* Given task
Report the count of lines below that include "React", without any other text.

* Source excerpt
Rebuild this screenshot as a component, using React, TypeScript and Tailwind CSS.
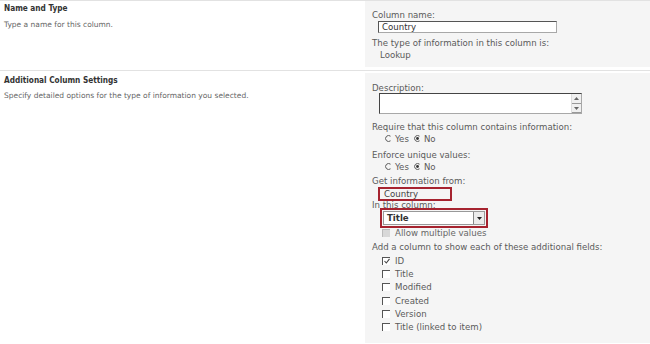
import React from "react";

const right = "text-[8.6px] leading-[12px] text-[#5a5a5a]";

function Radio({ checked }: { checked?: boolean }) {
  return (
    <svg width="7" height="7" viewBox="0 0 7 7" className="shrink-0">
      <path d="M5.5 1.2 A3 3 0 1 0 5.5 5.8" fill="none" stroke="#555" strokeWidth="1" />
      {checked && <circle cx="3.5" cy="3.5" r="1.4" fill="#333" />}
    </svg>
  );
}

function Check({ checked, disabled }: { checked?: boolean; disabled?: boolean }) {
  return (
    <span
      className={`w-[8px] h-[8px] shrink-0 flex items-center justify-center border-t border-l ${
        disabled ? "border-[#bbb] bg-[#d8d8d8]" : "border-[#555] bg-white"
      }`}
    >
      {checked && (
        <svg width="6" height="6" viewBox="0 0 6 6">
          <path d="M0.5 3 L2.3 5 L5.5 0.8" fill="none" stroke="#444" strokeWidth="1.1" />
        </svg>
      )}
    </span>
  );
}

export default function App() {
  const fields = ["ID", "Title", "Modified", "Created", "Version", "Title (linked to item)"];

  return (
    <div
      className="w-[650px] h-[344px] bg-white overflow-hidden"
      style={{ fontFamily: "'DejaVu Sans', Verdana, sans-serif" }}
    >
      {/* Name and Type */}
      <div className="flex h-[71px] border-t border-[#e2e2e2] border-b">
        <div className="w-[365px] pl-[4px] pt-[1px]" style={{ fontFamily: "'DejaVu Sans Condensed', 'DejaVu Sans', sans-serif" }}>
          <div className="text-[8.2px] leading-[12px] font-bold text-[#333]">Name and Type</div>
          <div className="mt-[5px] text-[7.5px] leading-[12px] text-[#666]" style={{ fontFamily: "'DejaVu Sans', sans-serif" }}>
            Type a name for this column.
          </div>
        </div>
        <div className={`flex-1 bg-[#f5f5f5] pl-[7px] pt-[8px] mb-[3px] ${right}`}>
          <div>Column name:</div>
          <div className="ml-[6px] w-[179px] h-[12px] bg-white border border-[#a8a8a8] border-t-[#555] border-l-[#555] flex items-center pl-[3px] text-[#333] leading-[10px]">
            Country
          </div>
          <div className="mt-[4px]">The type of information in this column is:</div>
          <div className="ml-[8px]">Lookup</div>
        </div>
      </div>

      {/* Additional Column Settings */}
      <div className="flex h-[272px]">
        <div className="w-[365px] pl-[4px] pt-[3px]" style={{ fontFamily: "'DejaVu Sans Condensed', 'DejaVu Sans', sans-serif" }}>
          <div className="text-[8.2px] leading-[12px] font-bold text-[#333]">Additional Column Settings</div>
          <div className="mt-[4px] text-[7.5px] leading-[12px] text-[#666]" style={{ fontFamily: "'DejaVu Sans', sans-serif" }}>
            Specify detailed options for the type of information you selected.
          </div>
        </div>
        <div className={`flex-1 bg-[#f5f5f5] mt-[2px] pl-[7px] pt-[9px] ${right}`}>
          <div>Description:</div>
          <div className="ml-[7px] -mt-[1px] w-[203px] h-[21px] bg-white border border-[#a8a8a8] border-t-[#444] border-l-[#444] flex justify-end">
            <div className="flex flex-col w-[10px] border-l border-[#ddd]">
              <div className="h-[10px] flex items-center justify-center bg-[#f0f0f0] border-b border-[#999]">
                <svg width="5" height="3" viewBox="0 0 5 3"><path d="M0 3 L2.5 0 L5 3Z" fill="#666" /></svg>
              </div>
              <div className="flex-1 flex items-center justify-center bg-[#f0f0f0] border-b border-[#999]">
                <svg width="5" height="3" viewBox="0 0 5 3"><path d="M0 0 L2.5 3 L5 0Z" fill="#666" /></svg>
              </div>
            </div>
          </div>
          <div className="mt-[7px]">Require that this column contains information:</div>
          <div className="flex items-center ml-[13px] h-[11px]">
            <Radio />
            <span className="ml-[3px]">Yes</span>
            <span className="ml-[5px]"><Radio checked /></span>
            <span className="ml-[3px]">No</span>
          </div>
          <div className="mt-[5px]">Enforce unique values:</div>
          <div className="flex items-center ml-[13px] h-[11px]">
            <Radio />
            <span className="ml-[3px]">Yes</span>
            <span className="ml-[5px]"><Radio checked /></span>
            <span className="ml-[3px]">No</span>
          </div>
          <div className="mt-[3px]">Get information from:</div>
          <div className="ml-[6px] w-[74px] h-[14px] border-2 border-[#a6232f] flex items-center pl-[4px] text-[#444] leading-[10px]">
            Country
          </div>
          <div className="-mt-[2px]">In this column:</div>
          <div className="ml-[8px] -mt-[3px] w-[108px] h-[20px] border-2 border-[#a6232f] flex items-center p-[1px]">
            <div className="flex-1 h-[14px] bg-white border border-[#999] flex items-center justify-between pl-[3px] text-[#333] font-bold leading-[10px]">
              <span>Title</span>
              <span className="w-[11px] h-[12px] bg-[#ececec] border-l border-[#888] flex items-center justify-center">
                <svg width="5" height="3" viewBox="0 0 5 3"><path d="M0 0 L2.5 3 L5 0Z" fill="#222" /></svg>
              </span>
            </div>
          </div>
          <div className="flex items-center ml-[10px] h-[10px] text-[#666]">
            <Check disabled />
            <span className="ml-[5px]">Allow multiple values</span>
          </div>
          <div className="mt-[3px] whitespace-nowrap">Add a column to show each of these additional fields:</div>
          <div className="ml-[10px] mt-[1px] flex flex-col">
            {fields.map((f, i) => (
              <div key={f} className="flex items-center h-[13.3px]">
                <Check checked={i === 0} />
                <span className="ml-[5px]">{f}</span>
              </div>
            ))}
          </div>
        </div>
      </div>
    </div>
  );
}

* The solution
2